Why Should We Care?
Many people think we shouldn't. There is a widely held and popular – but nonetheless misconceived – belief that any reduction in the number of languages is a benefit for mankind, and not a tragedy at all. Several strands of thought feed this belief. One reflects the ancient tradition, expressed in several mythologies but most famously in the Biblical story of Babel, that the proliferation of languages in the world was a penalty imposed on humanity, the reversal of which would restore some of its original perfectibility. In an ideal world, according to this view, there would be just one language, which would guarantee mutual understanding, enlightenment, and peace. Any circumstances which reduce the number of languages in the world, thereby enabling us to move closer to this goal, must therefore be welcomed.
There are two intractable difficulties with this view. The first is the naivety of the conception that sharing a single language is a guarantor of mutual understanding and peace, a world of new alliances and global solidarity. The examples to the contrary are so numerous that it would be impracticable to list them.

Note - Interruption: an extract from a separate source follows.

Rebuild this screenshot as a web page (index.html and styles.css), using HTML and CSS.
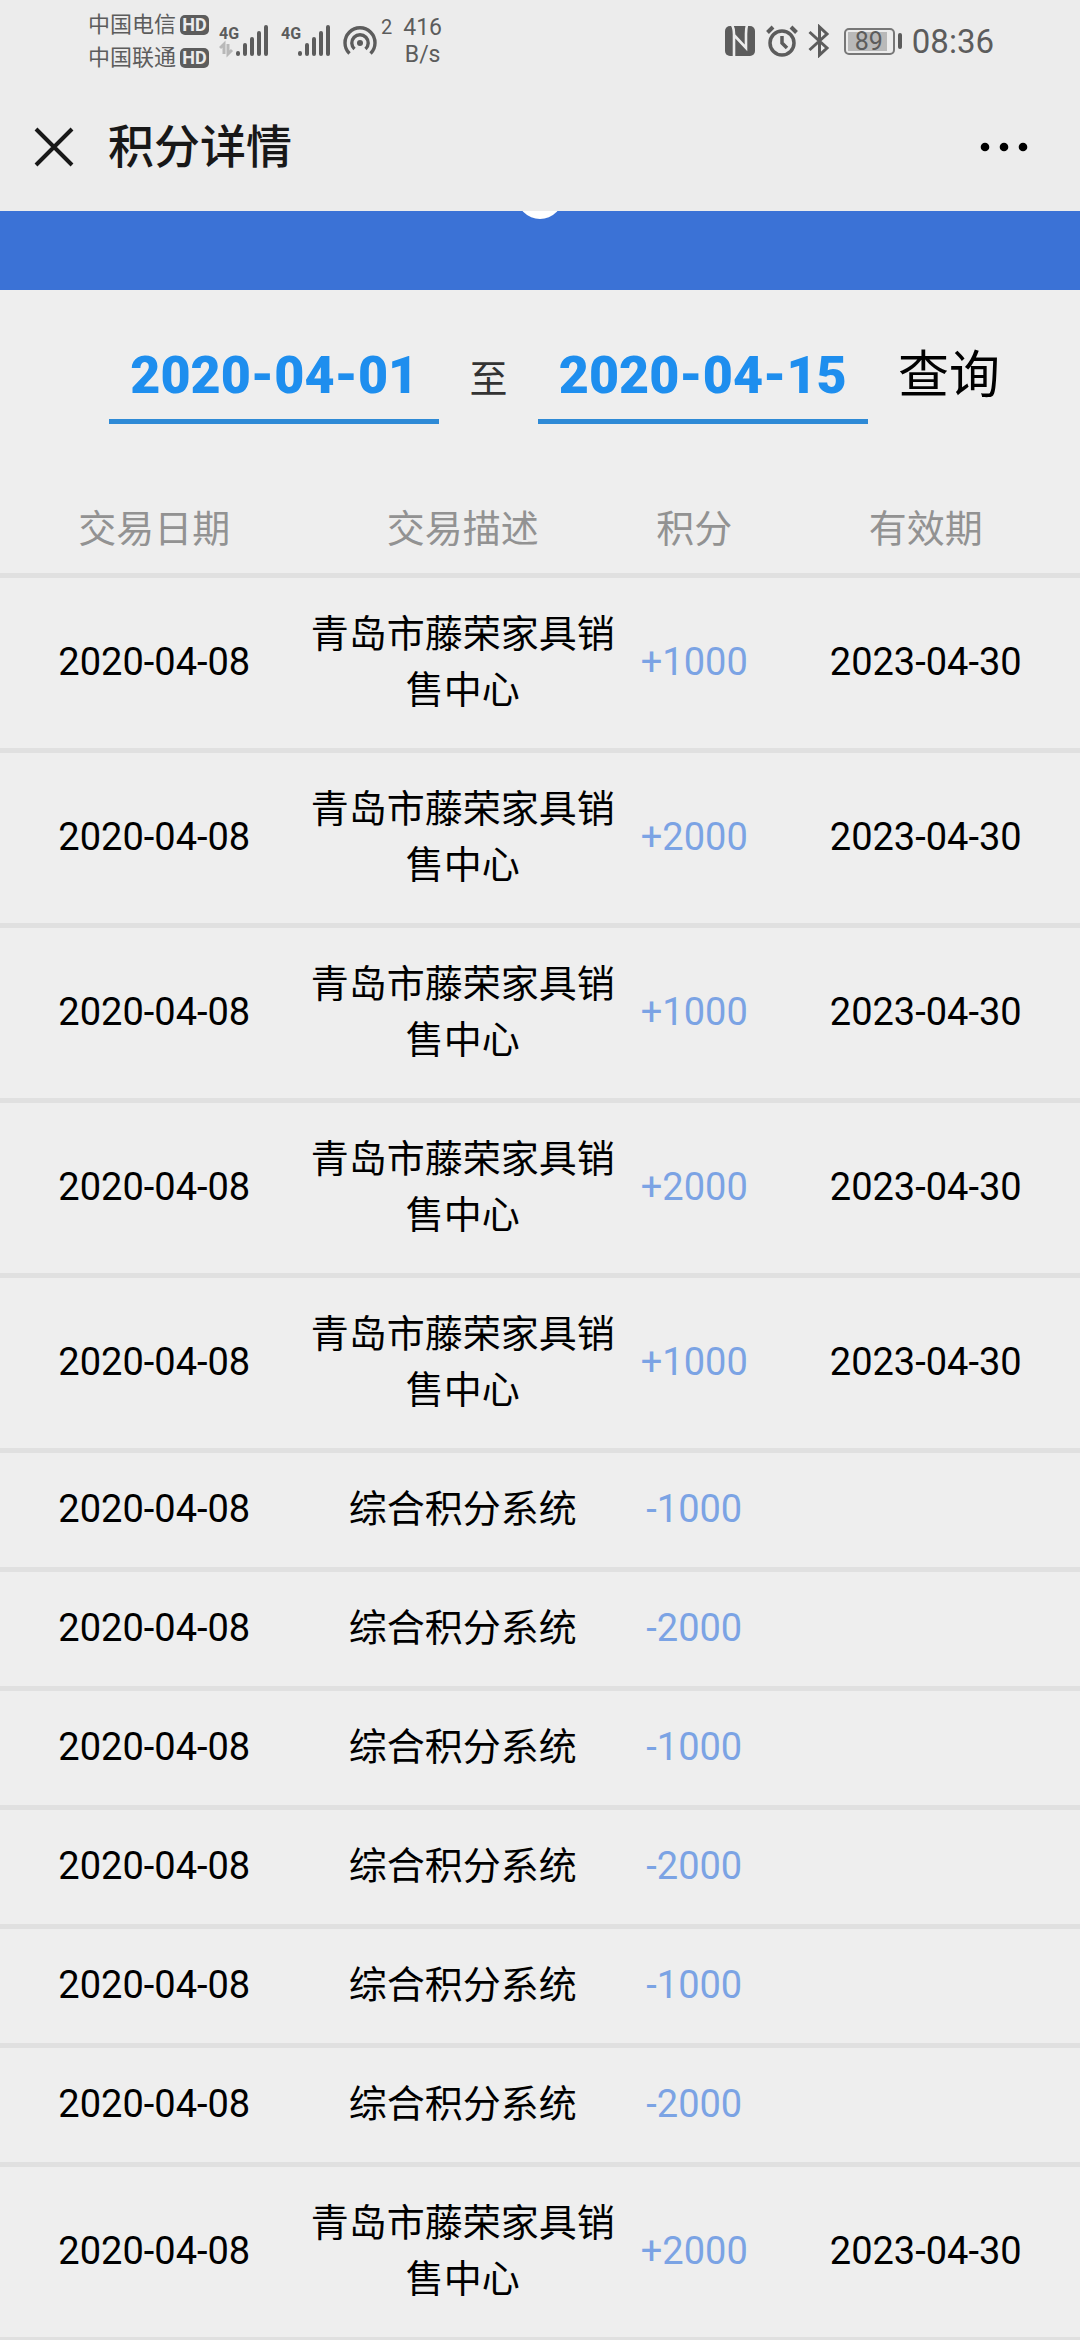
FILE: index.html
```html
<!DOCTYPE html>
<html lang="zh-CN">
<head>
    <meta charset="UTF-8">
    <meta name="viewport" content="width=device-width, initial-scale=1.0">
    <title>积分详情</title>
    <link rel="stylesheet" href="styles.css">
</head>
<body>
    <header class="top">
        <div class="status-bar">
            <div class="carriers">
                <div class="carrier">中国电信<span class="hd">HD</span></div>
                <div class="carrier">中国联通<span class="hd">HD</span></div>
            </div>
            <svg class="signal" width="52" height="34" viewBox="0 0 52 34">
                <text x="0" y="15" class="net">4G</text>
                <path d="M1 24l4-4v10M9 20v10l4-4" fill="none" stroke="#b8b8b8" stroke-width="3"/>
                <path d="M19 29v1M26 21v9M33 15v15M40 9v21M47 3v27" fill="none" stroke="#5c5c5c" stroke-width="4" stroke-linecap="round"/>
            </svg>
            <svg class="signal" width="52" height="34" viewBox="0 0 52 34">
                <text x="0" y="15" class="net">4G</text>
                <path d="M19 29v1M26 21v9M33 15v15M40 9v21M47 3v27" fill="none" stroke="#5c5c5c" stroke-width="4" stroke-linecap="round"/>
            </svg>
            <div class="hotspot">
                <svg width="34" height="32" viewBox="0 0 34 32">
                    <circle cx="17" cy="18" r="3" fill="#5c5c5c"/>
                    <path d="M6.500 28.500A15 15 0 1 1 27.500 28.500M11.500 24A8.200 8.200 0 1 1 22.500 24" fill="none" stroke="#5c5c5c" stroke-width="3.400"/>
                </svg>
                <span class="count">2</span>
            </div>
            <div class="speed">416<br>B/s</div>
            <div class="status-right">
                <svg width="32" height="32" viewBox="0 0 32 32">
                    <rect x="1" y="1" width="30" height="30" rx="5" fill="#5c5c5c"/>
                    <path d="M8 0Q10 3 10 9V32M10 10L22 23V9Q22 4 23 0" fill="none" stroke="#ececec" stroke-width="2.600"/>
                </svg>
                <svg width="32" height="32" viewBox="0 0 32 32">
                    <g fill="none" stroke="#5c5c5c">
                        <circle cx="16" cy="18" r="12" stroke-width="3.500"/>
                        <path d="M16 11v7l5 5" stroke-width="3.500"/>
                        <path d="M1.500 7.500L7 2M25 2l5.500 5.500" stroke-width="4"/>
                    </g>
                </svg>
                <svg width="22" height="34" viewBox="0 0 22 34">
                    <path d="M1.500 8L19 24L11.500 31V3L19 10L1.500 26" fill="none" stroke="#5c5c5c" stroke-width="3"/>
                </svg>
                <div class="battery"><span class="level">89</span></div>
                <span class="clock">08:36</span>
            </div>
        </div>
        <div class="title-bar">
            <button type="button" class="icon-button" aria-label="关闭">
                <svg width="40" height="40" viewBox="0 0 40 40">
                    <path d="M2 2L38 38M38 2L2 38" stroke="#181818" stroke-width="4"/>
                </svg>
            </button>
            <h1>积分详情</h1>
            <button type="button" class="icon-button more" aria-label="更多">
                <svg width="48" height="12" viewBox="0 0 48 12">
                    <circle cx="5" cy="6" r="4.300"/>
                    <circle cx="24" cy="6" r="4.300"/>
                    <circle cx="43" cy="6" r="4.300"/>
                </svg>
            </button>
        </div>
    </header>

    <main class="content">
        <div class="banner">
            <svg width="46" height="8" viewBox="0 0 46 8">
                <circle cx="23" cy="-15" r="23" fill="#fff"/>
            </svg>
        </div>

        <form class="filter">
            <input type="text" class="date" value="2020-04-01" aria-label="开始日期">
            <span class="to">至</span>
            <input type="text" class="date" value="2020-04-15" aria-label="结束日期">
            <button type="button" class="query">查询</button>
        </form>

        <table class="records">
            <colgroup>
                <col class="wide">
                <col class="wide">
                <col class="narrow">
                <col class="wide">
            </colgroup>
            <thead>
                <tr><th>交易日期</th><th>交易描述</th><th>积分</th><th>有效期</th></tr>
            </thead>
            <tbody>
                <tr><td>2020-04-08</td><td>青岛市藤荣家具销售中心</td><td class="points">+1000</td><td>2023-04-30</td></tr>
                <tr><td>2020-04-08</td><td>青岛市藤荣家具销售中心</td><td class="points">+2000</td><td>2023-04-30</td></tr>
                <tr><td>2020-04-08</td><td>青岛市藤荣家具销售中心</td><td class="points">+1000</td><td>2023-04-30</td></tr>
                <tr><td>2020-04-08</td><td>青岛市藤荣家具销售中心</td><td class="points">+2000</td><td>2023-04-30</td></tr>
                <tr><td>2020-04-08</td><td>青岛市藤荣家具销售中心</td><td class="points">+1000</td><td>2023-04-30</td></tr>
                <tr><td>2020-04-08</td><td>综合积分系统</td><td class="points">-1000</td><td></td></tr>
                <tr><td>2020-04-08</td><td>综合积分系统</td><td class="points">-2000</td><td></td></tr>
                <tr><td>2020-04-08</td><td>综合积分系统</td><td class="points">-1000</td><td></td></tr>
                <tr><td>2020-04-08</td><td>综合积分系统</td><td class="points">-2000</td><td></td></tr>
                <tr><td>2020-04-08</td><td>综合积分系统</td><td class="points">-1000</td><td></td></tr>
                <tr><td>2020-04-08</td><td>综合积分系统</td><td class="points">-2000</td><td></td></tr>
                <tr><td>2020-04-08</td><td>青岛市藤荣家具销售中心</td><td class="points">+2000</td><td>2023-04-30</td></tr>
            </tbody>
        </table>
    </main>
</body>
</html>
```

FILE: styles.css
```css
* {
    box-sizing: border-box;
}
body {
    display: flex;
    flex-direction: column;
    height: 100vh;
    margin: 0;
    background-color: #eeeeee;
    color: #000;
    font-family: Roboto, "Noto Sans CJK SC", sans-serif;
    font-size: 38px;
}
svg {
    display: block;
    flex: none;
}
button {
    padding: 0;
    border: none;
    background: none;
    color: inherit;
    font-family: inherit;
    cursor: pointer;
}
.top {
    flex: none;
    background-color: #ececec;
}
.content {
    flex: 1;
    min-height: 0;
    overflow-y: auto;
    scrollbar-width: none;
}

/* status bar */
.status-bar {
    display: flex;
    align-items: center;
    height: 82px;
    padding: 0 86px 0 88px;
    color: #5c5c5c;
}
.carrier {
    display: flex;
    align-items: center;
    gap: 4px;
    font-size: 22px;
    font-weight: 400;
    line-height: 33px;
}
.hd {
    width: 29px;
    border-radius: 5px;
    background-color: #5c5c5c;
    color: #ececec;
    font-size: 18px;
    font-weight: 700;
    line-height: 20px;
    text-align: center;
}
.signal {
    margin-left: 10px;
}
.net {
    fill: #5c5c5c;
    font-size: 16px;
    font-weight: 700;
}
.hotspot {
    display: flex;
    margin-left: 10px;
}
.count {
    margin-left: 4px;
    font-size: 20px;
    line-height: 1;
    margin-top: -8px;
}
.speed {
    margin-left: 11px;
    font-size: 23px;
    line-height: 27px;
    text-align: center;
}
.status-right {
    display: flex;
    align-items: center;
    gap: 10px;
    margin-left: auto;
}
.battery {
    display: flex;
    align-items: center;
    gap: 3px;
    margin-left: 4px;
}
.battery::after {
    content: "";
    width: 4px;
    height: 16px;
    border-radius: 2px;
    background-color: #5c5c5c;
}
.level {
    width: 51px;
    padding-right: 1px;
    border: 2px solid #777;
    border-radius: 5px;
    background: linear-gradient(#b9b9b9, #b9b9b9) 2px 2px / 39px 19px no-repeat;
    font-size: 25px;
    line-height: 23px;
    text-align: center;
}
.clock {
    font-size: 33px;
}

/* title bar */
.title-bar {
    display: flex;
    align-items: center;
    height: 129px;
    padding: 0 52px 0 34px;
}
.title-bar h1 {
    margin: 0 0 0 34px;
    color: #181818;
    font-size: 46px;
    font-weight: 500;
    line-height: 60px;
}
.more {
    margin-left: auto;
}

.banner {
    display: flex;
    justify-content: center;
    height: 79px;
    background-color: #3b72d6;
}

/* date filter */
.filter {
    display: flex;
    align-items: center;
    gap: 30px;
    padding: 36px 80px 0 109px;
}
.date {
    flex: 1;
    min-width: 0;
    height: 98px;
    padding: 5px 0 0;
    border: none;
    border-bottom: 5px solid #2e8ad6;
    border-radius: 0;
    background: none;
    color: #1e8eee;
    font-family: inherit;
    font-size: 52px;
    font-weight: 900;
    text-align: center;
}
.to {
    color: #333;
}
.query {
    padding-bottom: 8px;
    font-size: 51px;
}

/* records */
.records {
    width: 100%;
    margin-top: 60px;
    border-collapse: separate;
    border-spacing: 0;
    table-layout: fixed;
}
.wide {
    width: 28.57%;
}
.narrow {
    width: 14.29%;
}
th, td {
    padding: 28px 0 30px;
    border-bottom: 5px solid #e0e0e0;
    font-weight: 400;
    line-height: 56px;
    text-align: center;
}
th {
    padding: 17px 0 16px;
    color: #929292;
}
.points {
    color: #7ba3e4;
}
```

Suffice it to say that all the major monolingual countries of the world have had their civil wars, and that as one reflects on the war-zones of the world in the last decades of the twentieth century, it is striking just how many of them are in countries which are predominantly monolingual – Vietnam, Cambodia, Rwanda, and Burundi (the latter two standing out in Africa in their lack of multilingualism). It is, in short, a total myth that the sharing of a single language brings peace, whichever language it might be. It is difficult to see how the eventual arrival of English, Esperanto, or any other language as a global lingua franca could eliminate the pride that leads to ambition and conflict – any more than it did in the supposed unilingual pre-Babelian era.
I usually love Crystal, but what struck me as odd in his treatment of this subject was the strawman that he chose for an opponent. The suggestion that sharing a single language might prevent conflicts is laughably weak; but that in no way devalues the advantages of sharing a single language. Other arguments, more relevant for our daily life, are to me much stronger — namely the ease of communication (for entertainment, sharing of knowledge, trade, traveling, etc.), and liberation from translations.